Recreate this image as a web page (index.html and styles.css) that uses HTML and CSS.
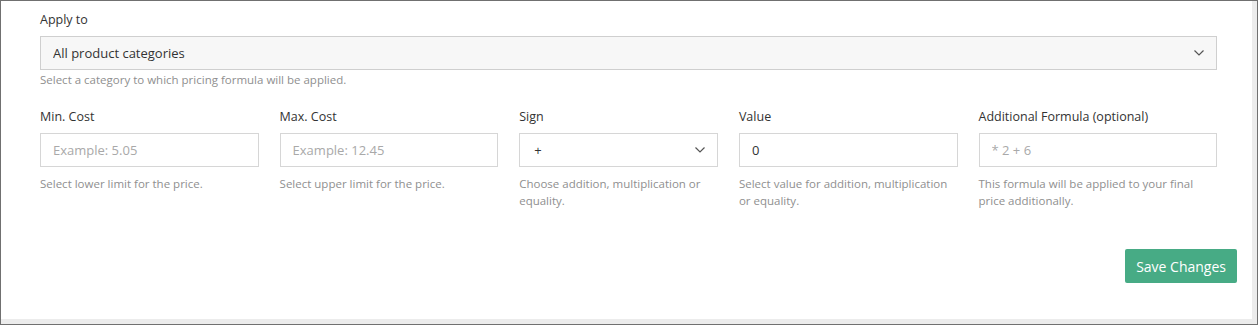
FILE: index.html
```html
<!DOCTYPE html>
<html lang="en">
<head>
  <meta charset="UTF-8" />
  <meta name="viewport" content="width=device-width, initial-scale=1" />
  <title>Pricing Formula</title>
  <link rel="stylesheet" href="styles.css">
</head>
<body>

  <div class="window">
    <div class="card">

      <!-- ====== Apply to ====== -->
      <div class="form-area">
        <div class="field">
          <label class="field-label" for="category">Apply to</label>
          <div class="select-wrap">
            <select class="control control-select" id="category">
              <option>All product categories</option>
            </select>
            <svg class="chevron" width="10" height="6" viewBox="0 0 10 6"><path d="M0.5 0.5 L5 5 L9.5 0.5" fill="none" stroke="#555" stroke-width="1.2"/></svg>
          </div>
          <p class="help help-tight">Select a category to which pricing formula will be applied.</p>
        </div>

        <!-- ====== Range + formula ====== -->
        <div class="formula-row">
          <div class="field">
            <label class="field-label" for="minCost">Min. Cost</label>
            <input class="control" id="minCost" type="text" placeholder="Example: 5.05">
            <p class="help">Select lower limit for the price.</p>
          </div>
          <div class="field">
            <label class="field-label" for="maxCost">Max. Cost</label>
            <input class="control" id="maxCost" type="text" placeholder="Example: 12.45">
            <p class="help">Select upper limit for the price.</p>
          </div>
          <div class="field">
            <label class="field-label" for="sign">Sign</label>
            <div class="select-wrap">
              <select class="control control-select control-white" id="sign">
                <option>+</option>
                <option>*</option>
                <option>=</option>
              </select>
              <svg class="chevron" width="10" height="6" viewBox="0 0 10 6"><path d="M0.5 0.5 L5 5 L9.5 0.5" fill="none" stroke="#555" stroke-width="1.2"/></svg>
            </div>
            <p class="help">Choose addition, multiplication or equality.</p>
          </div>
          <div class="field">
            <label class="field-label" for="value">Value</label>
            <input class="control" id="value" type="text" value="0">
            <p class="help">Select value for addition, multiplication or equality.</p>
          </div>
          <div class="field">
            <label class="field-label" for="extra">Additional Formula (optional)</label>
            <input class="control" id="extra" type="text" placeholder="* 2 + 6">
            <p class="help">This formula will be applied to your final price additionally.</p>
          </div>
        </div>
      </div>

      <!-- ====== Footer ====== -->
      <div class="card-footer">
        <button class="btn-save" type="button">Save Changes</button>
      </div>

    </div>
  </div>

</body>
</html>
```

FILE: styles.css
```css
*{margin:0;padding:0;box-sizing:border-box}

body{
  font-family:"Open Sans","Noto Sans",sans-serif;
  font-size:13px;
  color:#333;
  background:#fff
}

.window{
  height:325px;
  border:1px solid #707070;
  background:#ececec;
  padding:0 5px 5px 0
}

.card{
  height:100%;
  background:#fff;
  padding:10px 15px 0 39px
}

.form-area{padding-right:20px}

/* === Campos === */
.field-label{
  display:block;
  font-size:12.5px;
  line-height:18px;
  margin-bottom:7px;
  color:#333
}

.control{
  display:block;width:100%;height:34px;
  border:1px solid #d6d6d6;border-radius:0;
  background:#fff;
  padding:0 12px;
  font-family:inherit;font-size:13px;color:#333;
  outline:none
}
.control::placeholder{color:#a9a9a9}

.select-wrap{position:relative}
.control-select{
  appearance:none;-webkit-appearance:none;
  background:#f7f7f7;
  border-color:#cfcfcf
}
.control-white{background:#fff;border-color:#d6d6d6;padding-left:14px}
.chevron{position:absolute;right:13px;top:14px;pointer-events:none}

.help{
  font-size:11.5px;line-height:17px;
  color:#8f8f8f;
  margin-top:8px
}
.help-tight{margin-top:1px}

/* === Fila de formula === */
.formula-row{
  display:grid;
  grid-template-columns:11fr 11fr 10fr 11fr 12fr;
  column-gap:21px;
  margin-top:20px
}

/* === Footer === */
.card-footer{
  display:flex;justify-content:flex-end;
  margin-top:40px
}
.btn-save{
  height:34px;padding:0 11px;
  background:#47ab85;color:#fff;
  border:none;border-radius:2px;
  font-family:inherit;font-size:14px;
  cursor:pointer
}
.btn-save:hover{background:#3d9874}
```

------------------------------------------------------------------------

* _EXERCISE AIM_
Repeat the listing in full and exactly. Leave any pictures out.

* _FINAL RESULT_
Recreate this image as a web page (index.html and styles.css) that uses HTML and CSS.
FILE: index.html
```html
<!DOCTYPE html>
<html lang="en">
<head>
  <meta charset="UTF-8" />
  <meta name="viewport" content="width=device-width, initial-scale=1" />
  <title>Pricing Formula</title>
  <link rel="stylesheet" href="styles.css">
</head>
<body>

  <div class="window">
    <div class="card">

      <!-- ====== Apply to ====== -->
      <div class="form-area">
        <div class="field">
          <label class="field-label" for="category">Apply to</label>
          <div class="select-wrap">
            <select class="control control-select" id="category">
              <option>All product categories</option>
            </select>
            <svg class="chevron" width="10" height="6" viewBox="0 0 10 6"><path d="M0.5 0.5 L5 5 L9.5 0.5" fill="none" stroke="#555" stroke-width="1.2"/></svg>
          </div>
          <p class="help help-tight">Select a category to which pricing formula will be applied.</p>
        </div>

        <!-- ====== Range + formula ====== -->
        <div class="formula-row">
          <div class="field">
            <label class="field-label" for="minCost">Min. Cost</label>
            <input class="control" id="minCost" type="text" placeholder="Example: 5.05">
            <p class="help">Select lower limit for the price.</p>
          </div>
          <div class="field">
            <label class="field-label" for="maxCost">Max. Cost</label>
            <input class="control" id="maxCost" type="text" placeholder="Example: 12.45">
            <p class="help">Select upper limit for the price.</p>
          </div>
          <div class="field">
            <label class="field-label" for="sign">Sign</label>
            <div class="select-wrap">
              <select class="control control-select control-white" id="sign">
                <option>+</option>
                <option>*</option>
                <option>=</option>
              </select>
              <svg class="chevron" width="10" height="6" viewBox="0 0 10 6"><path d="M0.5 0.5 L5 5 L9.5 0.5" fill="none" stroke="#555" stroke-width="1.2"/></svg>
            </div>
            <p class="help">Choose addition, multiplication or equality.</p>
          </div>
          <div class="field">
            <label class="field-label" for="value">Value</label>
            <input class="control" id="value" type="text" value="0">
            <p class="help">Select value for addition, multiplication or equality.</p>
          </div>
          <div class="field">
            <label class="field-label" for="extra">Additional Formula (optional)</label>
            <input class="control" id="extra" type="text" placeholder="* 2 + 6">
            <p class="help">This formula will be applied to your final price additionally.</p>
          </div>
        </div>
      </div>

      <!-- ====== Footer ====== -->
      <div class="card-footer">
        <button class="btn-save" type="button">Save Changes</button>
      </div>

    </div>
  </div>

</body>
</html>
```

FILE: styles.css
```css
*{margin:0;padding:0;box-sizing:border-box}

body{
  font-family:"Open Sans","Noto Sans",sans-serif;
  font-size:13px;
  color:#333;
  background:#fff
}

.window{
  height:325px;
  border:1px solid #707070;
  background:#ececec;
  padding:0 5px 5px 0
}

.card{
  height:100%;
  background:#fff;
  padding:10px 15px 0 39px
}

.form-area{padding-right:20px}

/* === Campos === */
.field-label{
  display:block;
  font-size:12.5px;
  line-height:18px;
  margin-bottom:7px;
  color:#333
}

.control{
  display:block;width:100%;height:34px;
  border:1px solid #d6d6d6;border-radius:0;
  background:#fff;
  padding:0 12px;
  font-family:inherit;font-size:13px;color:#333;
  outline:none
}
.control::placeholder{color:#a9a9a9}

.select-wrap{position:relative}
.control-select{
  appearance:none;-webkit-appearance:none;
  background:#f7f7f7;
  border-color:#cfcfcf
}
.control-white{background:#fff;border-color:#d6d6d6;padding-left:14px}
.chevron{position:absolute;right:13px;top:14px;pointer-events:none}

.help{
  font-size:11.5px;line-height:17px;
  color:#8f8f8f;
  margin-top:8px
}
.help-tight{margin-top:1px}

/* === Fila de formula === */
.formula-row{
  display:grid;
  grid-template-columns:11fr 11fr 10fr 11fr 12fr;
  column-gap:21px;
  margin-top:20px
}

/* === Footer === */
.card-footer{
  display:flex;justify-content:flex-end;
  margin-top:40px
}
.btn-save{
  height:34px;padding:0 11px;
  background:#47ab85;color:#fff;
  border:none;border-radius:2px;
  font-family:inherit;font-size:14px;
  cursor:pointer
}
.btn-save:hover{background:#3d9874}
```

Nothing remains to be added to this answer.